By Lynette Cockerell
Gene Beck traded his keys to the door of New Home Cooperative Gin for those of a pickup connected to a travel trailer and set off for the cool pines of Ruidoso, N.M., with his wife and family to begin his retirement on July 1, 2003.
In 1963, Beck, a man with a small family, lost his job with the railroad due to company cutbacks. Recognizing the prosperity of grain elevators on the Texas High Plains, Beck sought and received a job with Producers Grain Corp., a regional grain cooperative in Plainview, Texas.
“I enjoyed working at a regional coop, but I wanted to get more on the producer level,” Beck says. “Even though I knew far more about grain than I did about cotton, I jumped at the chance to accept a bookkeeper position at Littlefield Farmers Cooperative Gin and Elevator in 1966.”
The bookkeeping job at Littlefield Farmers blossomed into a 37-year career in the cotton business. Beck later became the assistant manager at Crosbyton Farmers Coop Gin and eventually managed Hackberry Cooperative Gin, College Avenue Cooperative Gin (now known as Lubbock Cotton Growers) and New Home Cooperative Gin.
Over the course of his career, Beck admits he was involved in just about everything that went on in the cotton business. He served as president of Texas Agricultural Cooperative Council (TACC), president of the Texas Cotton Ginners Association, president of Plains Ginners Association, and president of Plains Coop Managers Association. In addition, he was a delegate to the National Cotton Council, on the retirement committee for a retirement plan utilized by area gins and served on the board of Consolidated Bearing.

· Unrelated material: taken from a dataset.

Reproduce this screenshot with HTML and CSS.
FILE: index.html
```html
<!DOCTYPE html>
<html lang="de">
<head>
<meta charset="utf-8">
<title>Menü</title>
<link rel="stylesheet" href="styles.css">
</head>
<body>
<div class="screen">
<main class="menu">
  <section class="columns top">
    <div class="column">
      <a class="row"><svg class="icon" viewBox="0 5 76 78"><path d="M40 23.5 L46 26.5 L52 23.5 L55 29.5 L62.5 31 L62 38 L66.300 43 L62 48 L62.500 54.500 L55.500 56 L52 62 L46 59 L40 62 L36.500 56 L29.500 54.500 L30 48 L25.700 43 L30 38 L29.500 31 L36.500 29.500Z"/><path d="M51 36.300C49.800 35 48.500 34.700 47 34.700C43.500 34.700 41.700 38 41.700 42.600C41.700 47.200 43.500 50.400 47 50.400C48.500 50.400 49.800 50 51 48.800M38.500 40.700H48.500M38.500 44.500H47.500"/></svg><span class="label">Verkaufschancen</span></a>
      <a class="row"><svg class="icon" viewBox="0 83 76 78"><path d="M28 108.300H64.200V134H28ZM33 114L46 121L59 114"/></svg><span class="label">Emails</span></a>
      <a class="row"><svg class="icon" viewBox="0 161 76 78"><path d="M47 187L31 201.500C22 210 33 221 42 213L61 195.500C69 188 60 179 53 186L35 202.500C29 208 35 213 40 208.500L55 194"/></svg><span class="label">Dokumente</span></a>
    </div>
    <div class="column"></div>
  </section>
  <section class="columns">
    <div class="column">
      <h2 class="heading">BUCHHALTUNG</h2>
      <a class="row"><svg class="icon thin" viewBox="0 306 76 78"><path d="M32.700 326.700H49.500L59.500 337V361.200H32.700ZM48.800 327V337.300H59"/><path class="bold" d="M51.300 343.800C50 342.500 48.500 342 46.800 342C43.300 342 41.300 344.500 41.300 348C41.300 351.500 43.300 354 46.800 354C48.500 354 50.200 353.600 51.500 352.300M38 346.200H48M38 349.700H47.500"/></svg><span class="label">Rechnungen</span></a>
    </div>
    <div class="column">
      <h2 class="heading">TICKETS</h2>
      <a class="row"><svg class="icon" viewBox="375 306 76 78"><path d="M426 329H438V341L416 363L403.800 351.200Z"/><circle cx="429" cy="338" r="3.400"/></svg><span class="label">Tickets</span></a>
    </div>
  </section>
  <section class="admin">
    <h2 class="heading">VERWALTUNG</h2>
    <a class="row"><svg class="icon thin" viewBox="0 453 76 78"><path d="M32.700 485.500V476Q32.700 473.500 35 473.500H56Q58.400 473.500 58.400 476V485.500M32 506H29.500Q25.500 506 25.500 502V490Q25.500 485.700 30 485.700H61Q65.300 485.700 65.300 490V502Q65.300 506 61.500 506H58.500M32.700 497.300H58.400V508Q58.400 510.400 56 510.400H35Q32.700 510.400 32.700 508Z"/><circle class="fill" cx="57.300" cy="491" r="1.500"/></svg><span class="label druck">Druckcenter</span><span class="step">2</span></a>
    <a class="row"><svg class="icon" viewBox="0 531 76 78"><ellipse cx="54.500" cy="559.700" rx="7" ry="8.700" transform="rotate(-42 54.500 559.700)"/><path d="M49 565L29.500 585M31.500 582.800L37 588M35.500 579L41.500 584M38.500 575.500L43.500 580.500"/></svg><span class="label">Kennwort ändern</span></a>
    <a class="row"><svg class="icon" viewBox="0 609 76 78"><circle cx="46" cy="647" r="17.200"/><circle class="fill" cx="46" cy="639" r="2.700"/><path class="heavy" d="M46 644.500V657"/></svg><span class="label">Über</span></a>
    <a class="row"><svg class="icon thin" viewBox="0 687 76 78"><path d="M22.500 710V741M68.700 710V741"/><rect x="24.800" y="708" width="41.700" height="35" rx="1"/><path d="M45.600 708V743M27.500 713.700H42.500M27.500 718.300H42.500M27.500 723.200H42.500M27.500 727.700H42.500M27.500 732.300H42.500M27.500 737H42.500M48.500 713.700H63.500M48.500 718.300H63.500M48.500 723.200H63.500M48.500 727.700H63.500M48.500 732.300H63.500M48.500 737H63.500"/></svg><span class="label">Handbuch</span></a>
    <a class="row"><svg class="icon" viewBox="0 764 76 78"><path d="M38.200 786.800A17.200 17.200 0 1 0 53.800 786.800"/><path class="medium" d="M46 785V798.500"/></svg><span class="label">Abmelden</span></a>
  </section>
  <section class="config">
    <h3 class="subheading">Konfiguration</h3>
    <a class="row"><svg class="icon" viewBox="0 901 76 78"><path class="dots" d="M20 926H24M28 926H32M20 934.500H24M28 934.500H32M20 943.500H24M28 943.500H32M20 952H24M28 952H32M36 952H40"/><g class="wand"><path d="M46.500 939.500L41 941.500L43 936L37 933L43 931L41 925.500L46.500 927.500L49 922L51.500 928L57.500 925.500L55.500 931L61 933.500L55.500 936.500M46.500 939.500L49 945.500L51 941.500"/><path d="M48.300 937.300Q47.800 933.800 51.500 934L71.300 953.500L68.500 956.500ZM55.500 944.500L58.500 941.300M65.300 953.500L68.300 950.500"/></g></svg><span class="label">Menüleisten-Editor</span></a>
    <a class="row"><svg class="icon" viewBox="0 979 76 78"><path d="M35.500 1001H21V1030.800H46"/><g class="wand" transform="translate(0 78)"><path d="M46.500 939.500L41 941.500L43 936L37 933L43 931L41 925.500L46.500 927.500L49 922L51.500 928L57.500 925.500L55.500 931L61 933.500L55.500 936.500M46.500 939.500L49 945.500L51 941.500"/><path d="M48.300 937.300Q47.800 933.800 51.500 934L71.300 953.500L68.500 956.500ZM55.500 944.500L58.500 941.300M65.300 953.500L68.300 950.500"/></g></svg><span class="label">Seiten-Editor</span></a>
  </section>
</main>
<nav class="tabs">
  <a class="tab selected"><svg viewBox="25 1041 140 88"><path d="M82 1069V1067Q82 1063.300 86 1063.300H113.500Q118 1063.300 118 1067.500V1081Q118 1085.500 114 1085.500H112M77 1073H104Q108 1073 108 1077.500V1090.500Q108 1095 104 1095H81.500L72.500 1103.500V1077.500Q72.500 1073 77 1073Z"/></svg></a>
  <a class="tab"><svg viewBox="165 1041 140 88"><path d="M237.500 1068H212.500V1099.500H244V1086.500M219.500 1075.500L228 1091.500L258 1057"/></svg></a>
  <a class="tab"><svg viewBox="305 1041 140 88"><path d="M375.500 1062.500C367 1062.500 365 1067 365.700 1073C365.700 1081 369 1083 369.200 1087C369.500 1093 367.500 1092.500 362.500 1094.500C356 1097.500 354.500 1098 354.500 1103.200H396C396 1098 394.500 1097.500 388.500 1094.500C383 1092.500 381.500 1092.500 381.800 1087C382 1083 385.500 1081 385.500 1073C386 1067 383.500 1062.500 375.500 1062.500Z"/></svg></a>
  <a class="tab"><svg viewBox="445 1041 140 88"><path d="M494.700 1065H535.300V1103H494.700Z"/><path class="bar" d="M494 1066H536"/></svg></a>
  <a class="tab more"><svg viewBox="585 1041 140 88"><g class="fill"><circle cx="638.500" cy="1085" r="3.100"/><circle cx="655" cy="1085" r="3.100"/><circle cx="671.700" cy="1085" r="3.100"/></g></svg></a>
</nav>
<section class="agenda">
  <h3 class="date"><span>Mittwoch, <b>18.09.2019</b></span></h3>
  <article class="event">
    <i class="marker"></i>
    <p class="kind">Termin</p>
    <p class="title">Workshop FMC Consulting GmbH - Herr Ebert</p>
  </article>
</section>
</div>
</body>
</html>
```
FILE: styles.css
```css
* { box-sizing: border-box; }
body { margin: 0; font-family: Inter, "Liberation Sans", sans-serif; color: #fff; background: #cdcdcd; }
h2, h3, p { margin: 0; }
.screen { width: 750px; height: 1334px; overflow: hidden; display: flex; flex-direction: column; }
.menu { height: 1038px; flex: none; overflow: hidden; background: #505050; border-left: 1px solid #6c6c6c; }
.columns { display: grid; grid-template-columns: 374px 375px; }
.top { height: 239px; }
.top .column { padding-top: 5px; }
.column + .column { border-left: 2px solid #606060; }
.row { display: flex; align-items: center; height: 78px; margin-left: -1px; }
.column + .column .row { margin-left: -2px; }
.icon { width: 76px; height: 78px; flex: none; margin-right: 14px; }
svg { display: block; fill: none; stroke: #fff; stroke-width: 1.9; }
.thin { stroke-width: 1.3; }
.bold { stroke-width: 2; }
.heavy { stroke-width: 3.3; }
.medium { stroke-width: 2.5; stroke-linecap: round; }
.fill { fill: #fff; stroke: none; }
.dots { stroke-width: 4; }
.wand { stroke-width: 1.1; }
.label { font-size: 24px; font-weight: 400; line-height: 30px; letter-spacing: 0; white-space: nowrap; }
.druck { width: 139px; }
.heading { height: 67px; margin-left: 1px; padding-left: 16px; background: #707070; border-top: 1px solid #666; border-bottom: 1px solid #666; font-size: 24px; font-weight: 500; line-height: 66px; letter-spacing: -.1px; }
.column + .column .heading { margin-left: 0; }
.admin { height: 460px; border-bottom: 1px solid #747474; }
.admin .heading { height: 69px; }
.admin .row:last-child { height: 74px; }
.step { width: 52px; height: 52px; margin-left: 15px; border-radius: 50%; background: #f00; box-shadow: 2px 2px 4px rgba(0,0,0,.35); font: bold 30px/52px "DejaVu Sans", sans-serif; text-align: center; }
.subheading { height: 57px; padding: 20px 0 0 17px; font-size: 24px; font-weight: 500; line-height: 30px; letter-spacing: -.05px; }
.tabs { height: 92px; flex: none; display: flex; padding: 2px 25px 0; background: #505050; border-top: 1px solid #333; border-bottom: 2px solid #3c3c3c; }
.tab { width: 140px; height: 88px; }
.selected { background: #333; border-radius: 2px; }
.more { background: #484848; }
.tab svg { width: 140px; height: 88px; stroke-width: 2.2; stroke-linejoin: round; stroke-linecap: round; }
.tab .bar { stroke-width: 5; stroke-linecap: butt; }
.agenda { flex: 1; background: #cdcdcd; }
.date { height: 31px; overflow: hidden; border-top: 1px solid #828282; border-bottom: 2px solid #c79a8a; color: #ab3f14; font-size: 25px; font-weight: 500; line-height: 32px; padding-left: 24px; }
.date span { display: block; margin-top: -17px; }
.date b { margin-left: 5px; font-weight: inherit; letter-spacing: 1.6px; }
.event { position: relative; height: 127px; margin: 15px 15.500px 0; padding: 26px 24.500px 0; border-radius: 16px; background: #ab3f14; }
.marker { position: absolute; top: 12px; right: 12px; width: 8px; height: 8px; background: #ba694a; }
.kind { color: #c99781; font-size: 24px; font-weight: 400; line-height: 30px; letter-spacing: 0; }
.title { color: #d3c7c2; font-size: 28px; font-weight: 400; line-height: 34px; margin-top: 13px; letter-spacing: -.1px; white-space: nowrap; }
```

A job well done rarely goes unnoticed, and Beck’s producers and peers were more than happy to recognize his accomplishments. Beck was named Cooperative Ginner of the Year by TACC in 2003, received the National Ginner of the Year award in 1996 from the National Cotton Ginners Association, and the Texas Ginner of the Year award in 1993 from the Texas Cotton Ginners Association. He credits the friendliness of West Texas people for his happy and successful career in the cotton industry.

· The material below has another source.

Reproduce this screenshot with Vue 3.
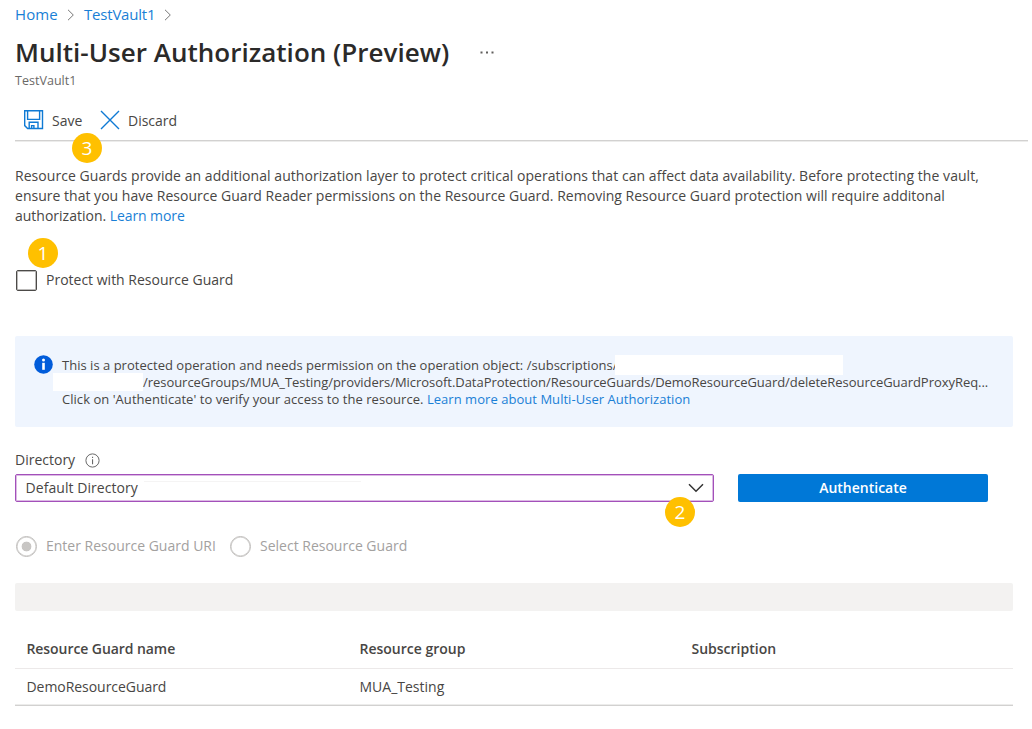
<script setup>
const introLines = [
  'Resource Guards provide an additional authorization layer to protect critical operations that can affect data availability. Before protecting the vault,',
  'ensure that you have Resource Guard Reader permissions on the Resource Guard. Removing Resource Guard protection will require additonal',
]
const columns = ['Resource Guard name', 'Resource group', 'Subscription']
const rows = [['DemoResourceGuard', 'MUA_Testing', '']]
</script>

<template>
  <main class="page">
    <nav class="crumbs">
      <a class="home">Home</a>
      <svg class="sep" width="8" height="12" viewBox="0 0 8 12"><path d="M1 .8 6.3 6 1 11.2" /></svg>
      <a class="vault">TestVault1</a>
      <svg class="sep" width="8" height="12" viewBox="0 0 8 12"><path d="M1 .8 6.3 6 1 11.2" /></svg>
    </nav>
    <header class="heading">
      <h1>Multi-User Authorization (Preview)</h1>
      <svg class="more" width="14" height="3" viewBox="0 0 14 3"><path d="M.5 .5h2v2h-2zM6 .5h2v2H6zM11.5 .5h2v2h-2z" /></svg>
    </header>
    <div class="subtitle">TestVault1</div>

    <div class="toolbar">
      <svg class="save-icon" width="20" height="20" viewBox="0 0 20 20">
        <path d="M.7 .7h17.8v17.8H3.6L.7 15.6zM3.6 .7v8.7h12V.7M5.2 18.5v-6.2h8.8v6.2M7.6 18.5v-2.9h2.3v2.9" />
      </svg>
      <span class="save">Save</span>
      <svg class="discard-icon" width="20" height="20" viewBox="0 0 20 20"><path d="M1 1l18 18M19 1 1 19" /></svg>
      <span class="discard">Discard</span>
      <span class="badge three">3</span>
    </div>

    <p class="intro">
      <span v-for="(line, i) in introLines" :key="i" :class="'line' + i">{{ line }}</span>
      <span class="line2">authorization. <a>Learn more</a></span>
    </p>

    <div class="protect">
      <span class="box"></span>
      <span class="protect-label">Protect with Resource Guard</span>
      <span class="badge one">1</span>
    </div>

    <section class="notice">
      <svg class="notice-icon" width="19" height="19" viewBox="0 0 19 19">
        <circle cx="9.5" cy="9.5" r="9.3" fill="#015cda" />
        <circle cx="9.5" cy="4.9" r="1.5" fill="#fff" />
        <path d="M8.2 7.8h2.6v7H8.2z" fill="#fff" />
      </svg>
      <div class="notice-text">
        <div class="n0"><span>This is a protected operation and needs permission on the operation object: /subscriptions/</span><i class="mask wide"></i></div>
        <div class="n1"><i class="mask"></i><span>/resourceGroups/MUA_Testing/providers/Microsoft.DataProtection/ResourceGuards/DemoResourceGuard/deleteResourceGuardProxyReq...</span></div>
        <div class="n2"><span>Click on 'Authenticate' to verify your access to the resource. <a>Learn more about Multi-User Authorization</a></span></div>
      </div>
    </section>

    <div class="directory-label">
      <span>Directory</span>
      <svg width="15" height="15" viewBox="0 0 15 15">
        <circle cx="7.5" cy="7.5" r="6.6" fill="none" stroke="#696969" />
        <path d="M7 3.8h1.1v1.3H7zM7 6.3h1.1v5H7z" fill="#696969" />
      </svg>
    </div>
    <div class="controls">
      <div class="select">
        <span class="value">Default Directory</span>
        <i class="trace"></i>
        <svg width="16" height="10" viewBox="0 0 16 10"><path d="M1 1.2 8 8.2 15 1.2" /></svg>
        <span class="badge two">2</span>
      </div>
      <button>Authenticate</button>
    </div>

    <div class="radios">
      <span class="radio on"></span><span class="uri">Enter Resource Guard URI</span>
      <span class="radio"></span><span class="pick">Select Resource Guard</span>
    </div>

    <div class="strip"></div>

    <div class="table">
      <div class="tr head"><span v-for="(c, i) in columns" :key="c" :class="'h' + i">{{ c }}</span></div>
      <div v-for="r in rows" :key="r[0]" class="tr"><span v-for="(c, i) in r" :key="i" :class="'c' + i">{{ c }}</span></div>
    </div>
  </main>
</template>

<style>
body { margin: 0; background: #fff; }
</style>

<style scoped>
.page {
  box-sizing: border-box;
  width: 1032px;
  height: 729px;
  padding-left: 15px;
  overflow: hidden;
  font: 14px/20px 'Open Sans', 'Noto Sans', sans-serif;
  color: #484644;
  white-space: nowrap;
}
a { color: #1a7fd6; }
svg { flex: none; }
.crumbs { display: flex; align-items: center; height: 30px; font-size: 15px; }
.crumbs a { line-height: 20px; padding-bottom: 2px; }
.home { width: 43px; letter-spacing: .1px; }
.vault { width: 71px; letter-spacing: -.2px; }
.sep { margin: -1px 9px 0 9px; fill: none; stroke: #777; }
.heading { display: flex; align-items: center; height: 44px; }
h1 { width: 435px; margin: 0; font-size: 26px; line-height: 40px; font-weight: 600; letter-spacing: .02px; color: #2b2a29; }
.more { margin-left: 30px; fill: #605e5c; }
.subtitle { height: 26px; line-height: 13px; font-size: 12.5px; letter-spacing: .03px; color: #6b6967; }
.toolbar { position: relative; display: flex; align-items: center; box-sizing: border-box; width: 1013px; height: 41px; padding: 1px 0 0 9px; border-bottom: 1px solid #d2d1d0; box-shadow: 0 1px #ececeb; }
.toolbar svg { margin-top: -2px; }
.toolbar path { fill: none; stroke: #0f7ad4; stroke-width: 1.4; }
.save { width: 48px; margin-left: 8px; }
.discard { margin-left: 8px; }
.badge { position: absolute; width: 30px; height: 30px; border-radius: 50%; background: #ffc000; color: #fff; text-align: center; font-size: 19px; line-height: 30px; }
.three { left: 57px; top: 33px; }
.intro { display: flex; flex-direction: column; height: 60px; margin: 25px 0 0; }
.line0 { letter-spacing: .048px; }
.line1 { letter-spacing: .017px; }
.line2 a { letter-spacing: -.1px; }
.protect { position: relative; display: flex; align-items: center; height: 22px; margin-top: 43px; }
.box { box-sizing: border-box; width: 21px; height: 21px; margin: 1px 9px 0 1px; border: 1px solid #4c4a48; border-radius: 2px; box-shadow: inset 0 0 0 1px #bbbab9; }
.one { left: 13px; top: -31px; }
.notice { display: flex; box-sizing: border-box; width: 998px; height: 91px; margin-top: 45px; padding: 20px 0 0 19px; border-radius: 2px; background: #eff5fe; }
.notice-icon { margin: -1px 9px 0 0; }
.notice-text { line-height: 17px; font-size: 13px; }
.notice-text > div { display: flex; align-items: center; height: 17.2px; white-space: pre; }
.notice-text > div > span { padding-top: 2px; }
.mask { width: 90px; height: 18px; margin-left: -9px; background: #fff; }
.wide { width: 228px; height: 20px; margin-left: 0; }
.n0 span { width: 553px; letter-spacing: .02px; }
.n1 span { letter-spacing: -.042px; }
.n2 span { letter-spacing: .04px; }
.directory-label { display: flex; align-items: center; height: 20px; margin-top: 23px; }
.directory-label span { width: 70px; }
.controls { display: flex; gap: 24px; margin-top: 4px; height: 28px; }
.select { position: relative; display: flex; align-items: center; box-sizing: border-box; width: 699px; padding: 0 9px 0 9.5px; border: 1px solid #a350ba; border-radius: 2px; box-shadow: inset 0 0 0 1px #dcbbe4; }
.value { width: 118px; letter-spacing: .06px; }
.trace { width: 217px; height: 1px; margin: -13px auto 0 0; background: #f5f4f4; }
.select path { fill: none; stroke: #333; stroke-width: 1.5; }
.two { left: 649px; top: 22px; }
button { width: 250px; border: 0; border-radius: 2px; background: #0078d7; color: #fff; font: 600 14px/28px 'Open Sans', sans-serif; padding: 0; }
.radios { display: flex; align-items: center; height: 22px; margin-top: 33px; margin-bottom: 26px; color: #a3a19f; }
.radio { box-sizing: border-box; width: 21px; height: 21px; margin: 0 9px 0 1px; border: 1px solid #bebcba; border-radius: 50%; box-shadow: inset 0 0 0 .5px #c8c6c4; }
.on { background: radial-gradient(circle, #c8c6c4 4.6px, transparent 5.2px); }
.uri { width: 183px; }
.strip { width: 998px; height: 28px; border-radius: 2px; background: #f3f2f1; }
.table { width: 998px; margin-top: 18px; }
.tr { display: grid; grid-template-columns: 333px 332px 1fr; align-items: center; box-sizing: border-box; height: 37px; padding: 0 0 0 11.5px; border-bottom: 1px solid #d2d1d0; box-shadow: 0 -1px 0 #ececeb inset; }
.head { height: 40px; border-bottom: 1px solid #ece9e9; box-shadow: none; font-weight: 600; }
.h0 { letter-spacing: -.07px; }
.c0 { letter-spacing: -.05px; }
</style>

“I grew up in Central California and wound up moving to West Texas when I married a West Texas girl,” Beck recalled. “The people here have been very good to us, and that has been the best part of it all. You’ll find no finer people than those living in West Texas.”
New Home Coop Gin Board President Dahlen Hancock says the board and office staff really enjoyed working with Beck.
“We wish Gene well in his retirement,” says Hancock. “If he puts as much effort and energy into retirement as he did into working in and for the coop system, his days will be filled, and everyone he comes in contact with will be blessed.”